Suddenly that’s how it feels. And we’re off…where to exactly, I couldn’t tell you, but it’s fall, and with it comes a surge of momentum.
I didn’t blog much in the summer because, sadly, I didn’t bird much either and for me the two go hand in hand. There was a Tricolored Heron sighting at Tommy Thompson Park in late July, the weekend before we left for BC, and seeing that bird may well have been the highlight of the first half of my summer. I’m still not sure how it meandered into Ontario, thousands of kilometers from its usual stomping grounds in Louisiana, but a welcome addition to our surroundings it was. The bird lingered for about a week, which meant that every single birder in the GTA and further afield had time to make their way over to the park. The day I saw the heron, he was in fine company, flanked by short billed dowitchers, among other fabulous shore birds, and gargantuan-looking mute swans Great Egret flew overhead. I stuck around for nearly an hour — there were so many generous people with fine, fine scopes — and couldn’t get enough of his regal burgundy coloring.
And then we went to BC, I fell in love with Stellar’s Jays, returned to Toronto, I had an intense work-project, and somehow it’s now September. The evenings cooled, the mornings are brisk, I’m in my element.
I’m also back at the bird banding station at TTPBRS, and I’ve already extracted more birds from mist nets during these last two weeks than I have in my entire life combined. It appears that my adult ballet classes are giving me a crash course in bravery and unabashed desire to try new things even when I can’t quite do them to my liking. Yet. It may well be that I’ll never have the dextrous agility to untangle birds gracefully, but I’m forcing myself to do it, and lo and behold, I’m improving. I still have to radio for help with every fifth bird or so, but I’m gaining confidence handling the birds. I do still feel that it’s such an honor and a privilege to hold a bird in my hand, to see the molting feathers on a warbler, to feel the bird’s heartbeat. It’s not only the bird’s fragility that I sense intimately, but also its resilience. Holding a diminutive warbler or kinglet in the hand reminds me of the extraordinarily perilous journeys the birds undertake. Whether they feel the stress or not, I do not know, but their demeanor is unflappable, courageous, oftentimes majestic.

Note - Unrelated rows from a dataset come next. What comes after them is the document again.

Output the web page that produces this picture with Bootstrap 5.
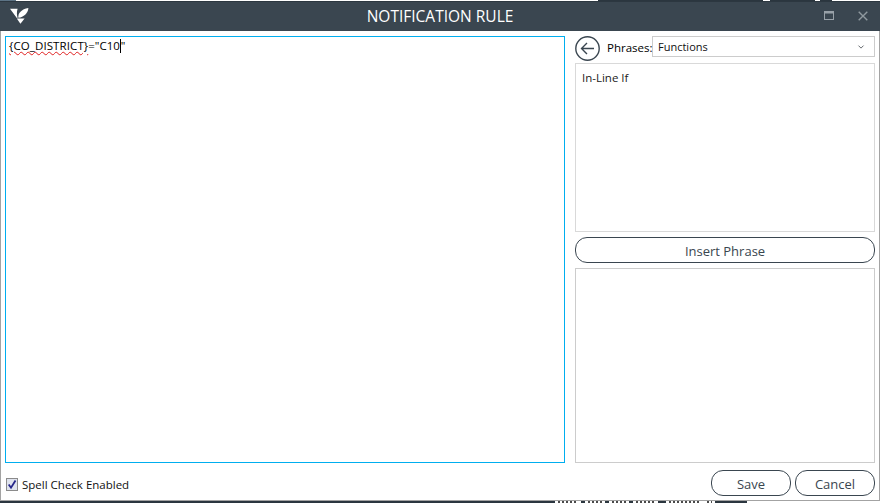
<!DOCTYPE html>
<html lang="en">
<head>
<meta charset="utf-8">
<title>Notification Rule</title>
<link href="https://cdn.jsdelivr.net/npm/bootstrap@5.3.0/dist/css/bootstrap.min.css" rel="stylesheet">
<style>
html,body{width:880px;height:503px;overflow:hidden;background:#fff;margin:0}
body{font-family:"Open Sans","Noto Sans",sans-serif;font-size:12px;color:#111;line-height:1.2}
.app-win{width:880px;height:503px}
.top-strip{height:1px;background:#fff;flex:none}
.ts-a{width:16px;background:#5c7385}
.ts-b{width:582px}
.ts-c{width:165px;background:#2b363f}
.ts-d{width:7px}
.ts-e{width:45px;background:#2b363f}
.ts-f{width:5px}
.ts-g{width:12px;background:#2b363f}
.title-bar{height:30px;background:#3a4650;border-top:1px solid #2c3740;color:#fff;flex:none;position:relative}
.title-text{font-size:15.5px;line-height:29px;height:29px;text-align:center;width:100%}
.logo-svg{position:absolute;left:10px;top:6px}
.ctl-max{position:absolute;left:824px;top:9px}
.ctl-x{position:absolute;left:858px;top:9px}
.body-area{flex:1 1 auto;min-height:0;border:solid #a3a3a3;border-width:0 1px 1px 1px;padding:5px 4px 0 4px}
.main-row{height:427px;gap:10px}
.editor-box{width:560px;border:1px solid #00aeef;padding:1px 3px;flex:none;font-size:11.5px;line-height:15px;color:#000}
.sq{text-decoration:underline wavy #e02020 1px;text-underline-offset:1px;letter-spacing:.1px}
.caret-bar{display:inline-block;width:1px;height:14px;background:#000;vertical-align:-3px}
.side-col{width:300px;flex:none}
.phrase-row{height:27px;margin-bottom:0}
.back-svg{flex:none;display:block}
.phrase-lbl{margin-left:7px;width:45px;flex:none;font-size:11.5px;position:relative;top:-2px;color:#000}
.phrase-sel.form-select{width:223px;height:21px;min-height:0;padding:0 20px 0 5px;font-size:11px;line-height:19px;border:1px solid #ccc;border-radius:0;background-size:8px 6px;background-position:right 9px center;color:#111;font-family:inherit;align-self:flex-start}
.list-panel{height:169px;border:1px solid #d9d9d9;padding:7px 6px;margin-bottom:5px;font-size:11.5px;color:#222}
.panel-two{flex:1 1 auto;border:1px solid #ccc}
.pill-btn.btn{border:1px solid #3a4650;border-radius:12px;background:#fff;color:#3a4650;font-size:13px;line-height:17px;padding:5px 0 2px;height:26px}
.pill-btn.btn:hover{background:#fff;color:#3a4650}
.insert-btn.btn{width:300px;margin-bottom:5px}
.foot-row{height:37px;padding-top:7px}
.check-wrap{display:flex;align-items:center;margin:8px 0 0 1px;font-size:11.5px;color:#111;gap:4px}
.chk-svg{display:block}
.act-btn.btn{width:80px}
.act-gap{gap:4px}
.bot-strip{height:2px;background:#fff;overflow:hidden;flex:none;align-items:flex-start}
.bs-dark{background:#2b363f;height:2px;flex:none}
.bs-a{width:555px}.bs-b{width:4px}.bs-c{width:8px}.bs-d{width:32px}
.bs-spk{height:2px;flex:none;margin:0 3px;background:repeating-linear-gradient(90deg,#4a4a4a 0 2px,#fff 2px 4px)}
.spk-1{width:20px}.spk-2{width:14px}.spk-3{width:19px}.spk-4{width:32px}.spk-5{width:5px}
</style>
</head>
<body>
<div class="app-win d-flex flex-column">
  <div class="top-strip d-flex">
    <div class="ts-a"></div><div class="ts-b"></div><div class="ts-c"></div><div class="ts-d"></div><div class="ts-e"></div><div class="ts-f"></div><div class="ts-g"></div>
  </div>
  <div class="title-bar d-flex align-items-center">
    <svg class="logo-svg" width="20" height="17" viewBox="0 0 20 17" aria-hidden="true">
      <path fill="#fff" d="M0 .8H7.6C6.6 4 6.8 7 7.6 9.8L6.8 10Z"/>
      <path fill="#fff" d="M18.4 0C18 5.4 13.6 9.2 8.4 9.8C7.6 5.5 11.5 1 18.4 0Z"/>
      <path fill="#fff" d="M6.8 10.6H14.6L10.4 15.8Z"/>
    </svg>
    <div class="title-text">NOTIFICATION RULE</div>
    <svg class="ctl-max" width="10" height="10" viewBox="0 0 10 10" aria-hidden="true">
      <rect x=".5" y=".5" width="9" height="8" fill="none" stroke="#98a1a8"/>
      <rect x="0" y="0" width="10" height="2.5" fill="#98a1a8"/>
    </svg>
    <svg class="ctl-x" width="10" height="10" viewBox="0 0 10 10" aria-hidden="true">
      <path d="M.7 .7 9.3 9.3M9.3 .7 .7 9.3" stroke="#8f999f" stroke-width="1.4" fill="none"/>
    </svg>
  </div>
  <div class="body-area d-flex flex-column">
    <div class="main-row d-flex">
      <div class="editor-box"><span class="sq">{CO_DISTRICT}</span>="C10<span class="caret-bar"></span>"</div>
      <div class="side-col d-flex flex-column">
        <div class="phrase-row d-flex align-items-start">
          <svg class="back-svg" width="25" height="25" viewBox="0 0 25 25" aria-hidden="true">
            <circle cx="12.5" cy="12.5" r="11.7" fill="#fff" stroke="#3a4650" stroke-width="1.4"/>
            <path d="M19 12.5H6.5M12 7 6.5 12.5 12 18" fill="none" stroke="#3a4650" stroke-width="1.4"/>
          </svg>
          <div class="phrase-lbl align-self-center">Phrases:</div>
          <select class="form-select phrase-sel" aria-label="Phrases"><option>Functions</option></select>
        </div>
        <div class="list-panel">In-Line If</div>
        <button type="button" class="btn pill-btn insert-btn">Insert Phrase</button>
        <div class="panel-two"></div>
      </div>
    </div>
    <div class="foot-row d-flex align-items-start justify-content-between">
      <label class="check-wrap">
        <svg class="chk-svg" width="12" height="13" viewBox="0 0 12 13" aria-hidden="true">
          <rect x=".5" y=".5" width="11" height="12" fill="#dfe3ee" stroke="#8b8b8b"/>
          <path d="M2.7 6.5 5 9.7 9.5 2.5" fill="none" stroke="#26268a" stroke-width="1.8"/>
        </svg>
        <span>Spell Check Enabled</span>
      </label>
      <div class="d-flex act-gap">
        <button type="button" class="btn pill-btn act-btn">Save</button>
        <button type="button" class="btn pill-btn act-btn">Cancel</button>
      </div>
    </div>
  </div>
  <div class="bot-strip d-flex">
    <div class="bs-dark bs-a"></div>
    <div class="bs-spk spk-1"></div><div class="bs-dark bs-b"></div>
    <div class="bs-spk spk-2"></div><div class="bs-dark bs-b"></div>
    <div class="bs-spk spk-2"></div><div class="bs-dark bs-b"></div>
    <div class="bs-spk spk-3"></div><div class="bs-dark bs-c"></div>
    <div class="bs-spk spk-4"></div><div class="bs-spk spk-5"></div><div class="bs-dark bs-d"></div>
  </div>
</div>
<script src="https://cdn.jsdelivr.net/npm/bootstrap@5.3.0/dist/js/bootstrap.bundle.min.js"></script>
</body>
</html>
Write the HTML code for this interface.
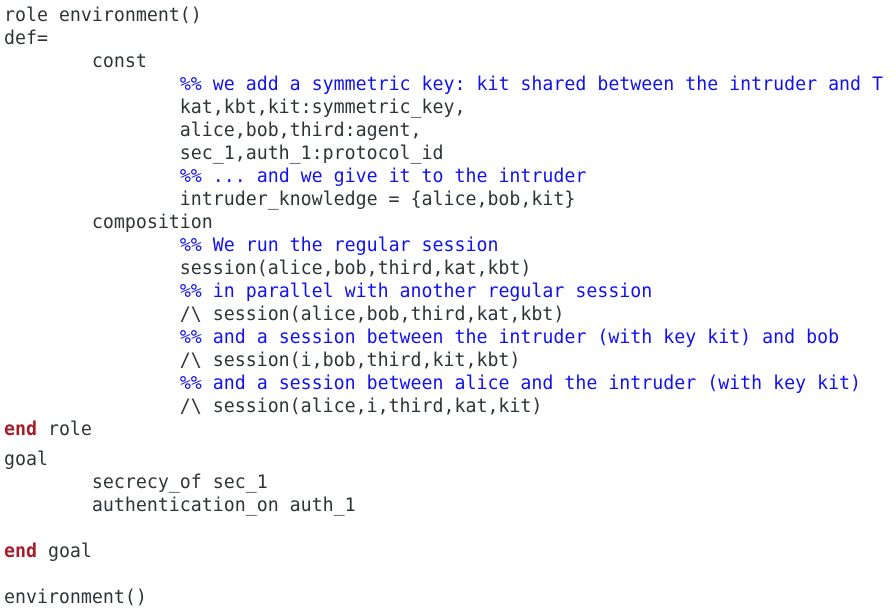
<!DOCTYPE html>
<html><head><style>
html,body{margin:0;padding:0;background:#fff;width:895px;height:614px;overflow:hidden}
pre{margin:0;position:absolute;left:4px;top:4px;font-family:"DejaVu Sans Mono","Liberation Mono",monospace;font-size:18.25px;line-height:23px;color:#2e3436;tab-size:8;white-space:pre}
.c{color:#1010f0}
.k{color:#a61c2a;font-weight:bold}
</style></head><body>
<pre>role environment()
def=
        const
                <span class="c">%% we add a symmetric key: kit shared between the intruder and T</span>
                kat,kbt,kit:symmetric_key,
                alice,bob,third:agent,
                sec_1,auth_1:protocol_id
                <span class="c">%% ... and we give it to the intruder</span>
                intruder_knowledge = {alice,bob,kit}
        composition
                <span class="c">%% We run the regular session</span>
                session(alice,bob,third,kat,kbt)
                <span class="c">%% in parallel with another regular session</span>
                /\ session(alice,bob,third,kat,kbt)
                <span class="c">%% and a session between the intruder (with key kit) and bob</span>
                /\ session(i,bob,third,kit,kbt)
                <span class="c">%% and a session between alice and the intruder (with key kit)</span>
                /\ session(alice,i,third,kat,kit)
<span class="k">end</span> role</pre>
<pre style="top:448px">goal
        secrecy_of sec_1
        authentication_on auth_1

<span class="k">end</span> goal

environment()</pre>
</body></html>
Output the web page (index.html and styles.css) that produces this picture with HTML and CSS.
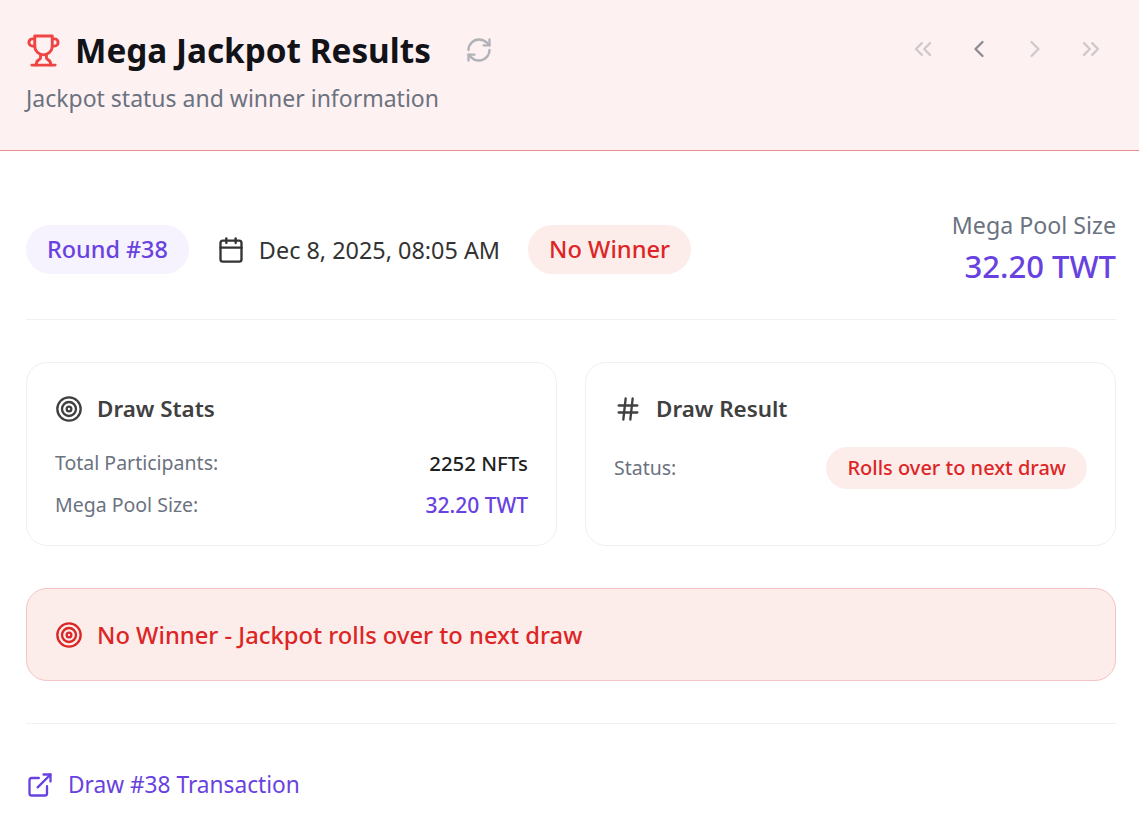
FILE: index.html
```html
<!DOCTYPE html>
<html lang="en">
<head>
    <meta charset="UTF-8">
    <meta name="viewport" content="width=device-width, initial-scale=1.0">
    <title>Mega Jackpot Results</title>
    <link rel="stylesheet" href="styles.css">
</head>
<body>

    <header class="top">
        <div class="top-left">
            <div class="title-row">
                <svg class="icon trophy" viewBox="0 0 24 24"><path d="M6 9H4.5a2.5 2.5 0 0 1 0-5H6"/><path d="M18 9h1.5a2.5 2.5 0 0 0 0-5H18"/><path d="M4 22h16"/><path d="M10 14.66V17c0 .55-.47.98-.97 1.21C7.85 18.75 7 20.24 7 22"/><path d="M14 14.66V17c0 .55.47.98.97 1.21C16.15 18.75 17 20.24 17 22"/><path d="M18 2H6v7a6 6 0 0 0 12 0V2Z"/></svg>
                <h1>Mega Jackpot Results</h1>
                <svg class="icon refresh" viewBox="0 0 24 24"><path d="M3 12a9 9 0 0 1 9-9 9.75 9.75 0 0 1 6.74 2.74L21 8"/><path d="M21 3v5h-5"/><path d="M21 12a9 9 0 0 1-9 9 9.75 9.75 0 0 1-6.74-2.74L3 16"/><path d="M8 16H3v5"/></svg>
            </div>
            <p class="subtitle">Jackpot status and winner information</p>
        </div>
        <nav class="pager">
            <svg class="icon faded" viewBox="0 0 24 24"><path d="m11 17-5-5 5-5"/><path d="m18 17-5-5 5-5"/></svg>
            <svg class="icon" viewBox="0 0 24 24"><path d="m15 18-6-6 6-6"/></svg>
            <svg class="icon faded" viewBox="0 0 24 24"><path d="m9 18 6-6-6-6"/></svg>
            <svg class="icon faded" viewBox="0 0 24 24"><path d="m6 17 5-5-5-5"/><path d="m13 17 5-5-5-5"/></svg>
        </nav>
    </header>

    <main class="content">
        <section class="meta">
            <div class="meta-left">
                <span class="pill pill-purple">Round #38</span>
                <span class="date">
                    <svg class="icon" viewBox="0 0 24 24"><path d="M8 2v4"/><path d="M16 2v4"/><rect x="3" y="4" width="18" height="18" rx="2"/><path d="M3 10h18"/></svg>
                    Dec 8, 2025, 08:05 AM
                </span>
                <span class="pill pill-red">No Winner</span>
            </div>
            <div class="pool">
                <div class="pool-label">Mega Pool Size</div>
                <div class="pool-value">32.20 TWT</div>
            </div>
        </section>

        <section class="cards">
            <div class="card">
                <h2>
                    <svg class="icon" viewBox="0 0 24 24"><circle cx="12" cy="12" r="10"/><circle cx="12" cy="12" r="6"/><circle cx="12" cy="12" r="2"/></svg>
                    Draw Stats
                </h2>
                <div class="stat">
                    <span class="stat-label">Total Participants:</span>
                    <span class="stat-value">2252 NFTs</span>
                </div>
                <div class="stat">
                    <span class="stat-label">Mega Pool Size:</span>
                    <span class="stat-value purple">32.20 TWT</span>
                </div>
            </div>
            <div class="card">
                <h2>
                    <svg class="icon" viewBox="0 0 24 24"><path d="M4 9h16"/><path d="M4 15h16"/><path d="M10 3 8 21"/><path d="M16 3l-2 18"/></svg>
                    Draw Result
                </h2>
                <div class="stat stat-status">
                    <span class="stat-label">Status:</span>
                    <span class="pill-small">Rolls over to next draw</span>
                </div>
            </div>
        </section>

        <div class="alert">
            <svg class="icon" viewBox="0 0 24 24"><circle cx="12" cy="12" r="10"/><circle cx="12" cy="12" r="6"/><circle cx="12" cy="12" r="2"/></svg>
            No Winner - Jackpot rolls over to next draw
        </div>

        <footer class="links">
            <a href="#">
                <svg class="icon" viewBox="0 0 24 24"><path d="M15 3h6v6"/><path d="M10 14 21 3"/><path d="M18 13v6a2 2 0 0 1-2 2H5a2 2 0 0 1-2-2V8a2 2 0 0 1 2-2h6"/></svg>
                Draw #38 Transaction
            </a>
        </footer>
    </main>

</body>
</html>
```

FILE: styles.css
```css
body {
    font-family: "Noto Sans", "Open Sans", sans-serif;
    margin: 0;
    padding: 0;
    background-color: white;
    color: #1f2937;
}

.icon {
    width: 28px;
    height: 28px;
    fill: none;
    stroke: currentColor;
    stroke-width: 2;
    stroke-linecap: round;
    stroke-linejoin: round;
    flex-shrink: 0;
}

.top {
    display: flex;
    justify-content: space-between;
    align-items: flex-start;
    box-sizing: border-box;
    height: 151px;
    padding: 26px 34px 0 26px;
    background-color: #fef1f1;
    border-bottom: 1px solid #ea8f8f;
}

.title-row {
    display: flex;
    align-items: center;
    gap: 14px;
    height: 48px;
}

.title-row h1 {
    margin: 0;
    font-size: 33.3px;
    font-weight: 700;
    color: #111318;
}

.trophy {
    width: 35px;
    height: 35px;
    color: #ef4444;
}

.refresh {
    margin-left: 20px;
    color: #b1b2b7;
}

.subtitle {
    margin: 3px 0 0;
    font-size: 23px;
    line-height: 42px;
    color: #6b7280;
}

.pager {
    display: flex;
    gap: 28px;
    margin-top: 9px;
    color: #8a8b95;
}

.pager .faded {
    color: #cfc9cd;
}

.content {
    padding: 56px 23px 0 26px;
}

.meta {
    display: flex;
    justify-content: space-between;
    align-items: center;
    padding-bottom: 30px;
    border-bottom: 1px solid #f0f0f2;
}

.meta-left {
    display: flex;
    align-items: center;
    gap: 28px;
    padding-top: 3px;
}

.pill {
    padding: 0 21px;
    line-height: 49px;
    border-radius: 25px;
    font-size: 23.4px;
    font-weight: 500;
}

.pill-purple {
    background-color: #f7f3fe;
    color: #6842e0;
}

.pill-red {
    background-color: #fcedeb;
    color: #dc2626;
    font-size: 23.7px;
}

.date {
    display: flex;
    align-items: center;
    gap: 14px;
    font-size: 23.4px;
    color: #333;
}

.pool {
    text-align: right;
}

.pool-label {
    font-size: 23.2px;
    line-height: 36px;
    color: #6b7280;
}

.pool-value {
    font-size: 31px;
    line-height: 46px;
    font-weight: 500;
    color: #6842e0;
}

.cards {
    display: grid;
    grid-template-columns: 1fr 1fr;
    gap: 28px;
    margin-top: 42px;
}

.card {
    height: 184px;
    box-sizing: border-box;
    padding: 30px 28px 0;
    border: 1px solid #f0f0f2;
    border-radius: 21px;
}

.card h2 {
    display: flex;
    align-items: center;
    gap: 14px;
    margin: 0 0 18px;
    font-size: 22.4px;
    font-weight: 600;
    color: #404040;
}

.stat {
    display: flex;
    justify-content: space-between;
    align-items: center;
    font-size: 19.5px;
    line-height: 42px;
}

/* margin collapses with the h2 margin, so this is 18px + 5px */
.stat-status {
    margin-top: 23px;
}

.stat-label {
    color: #6b7280;
}

.stat-value {
    font-size: 20.4px;
    font-weight: 500;
    color: #1f1f1f;
}

.stat-value.purple {
    font-size: 21px;
    color: #6842e0;
}

.pill-small {
    padding: 0 21px;
    border-radius: 21px;
    background-color: #fcedeb;
    color: #dc2626;
    font-size: 20px;
    font-weight: 500;
}

.alert {
    display: flex;
    align-items: center;
    gap: 14px;
    margin-top: 42px;
    height: 93px;
    box-sizing: border-box;
    padding: 0 28px;
    border: 1px solid #f4c4c4;
    border-radius: 21px;
    background-color: #fcedeb;
    color: #dc2626;
    font-size: 23.75px;
    font-weight: 500;
}

.links {
    margin-top: 42px;
    padding-top: 45px;
    border-top: 1px solid #f0f0f2;
}

.links a {
    display: inline-flex;
    align-items: center;
    gap: 14px;
    color: #6842e0;
    font-size: 22.7px;
    text-decoration: none;
}
```
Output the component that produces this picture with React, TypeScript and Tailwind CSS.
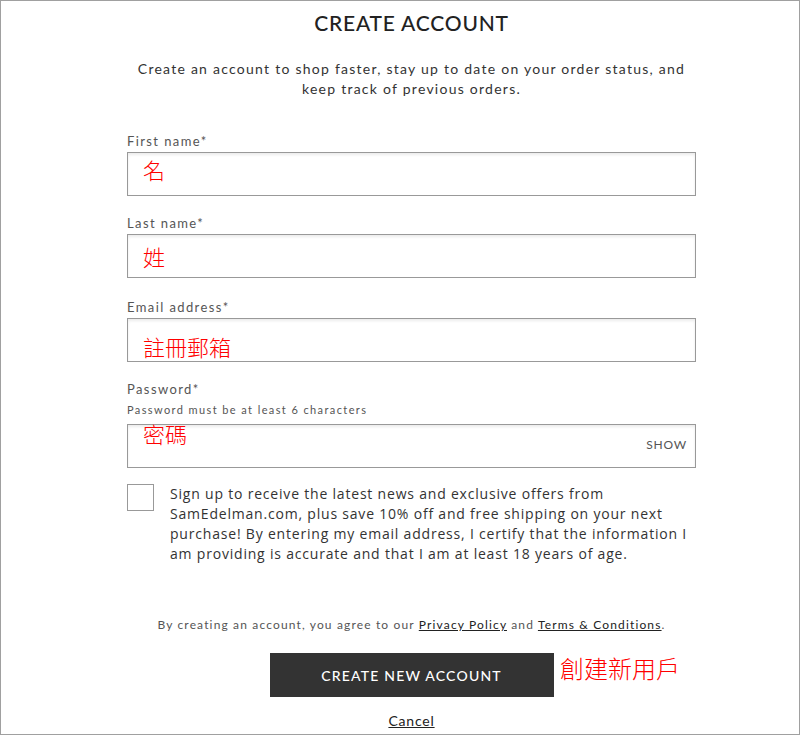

They’ve taught me more about resilience and bravery than they could possibly know.
Yesterday I held two Semipalmated Sandpipers — one in each hand — and took them outside to release them by the water. I doubt either one of them will ever remember spending two minutes in my hands, cupped in bander’s grip, trying to wrestle free, but I can still feel them, their silky plumage and elongated bills, eyes blinking feverishly, before I flung them up into the air to let them go. I watched them fly away, weaving haphazard patterns in the air, so eager to be free of me. And just like that, like magic, they were off.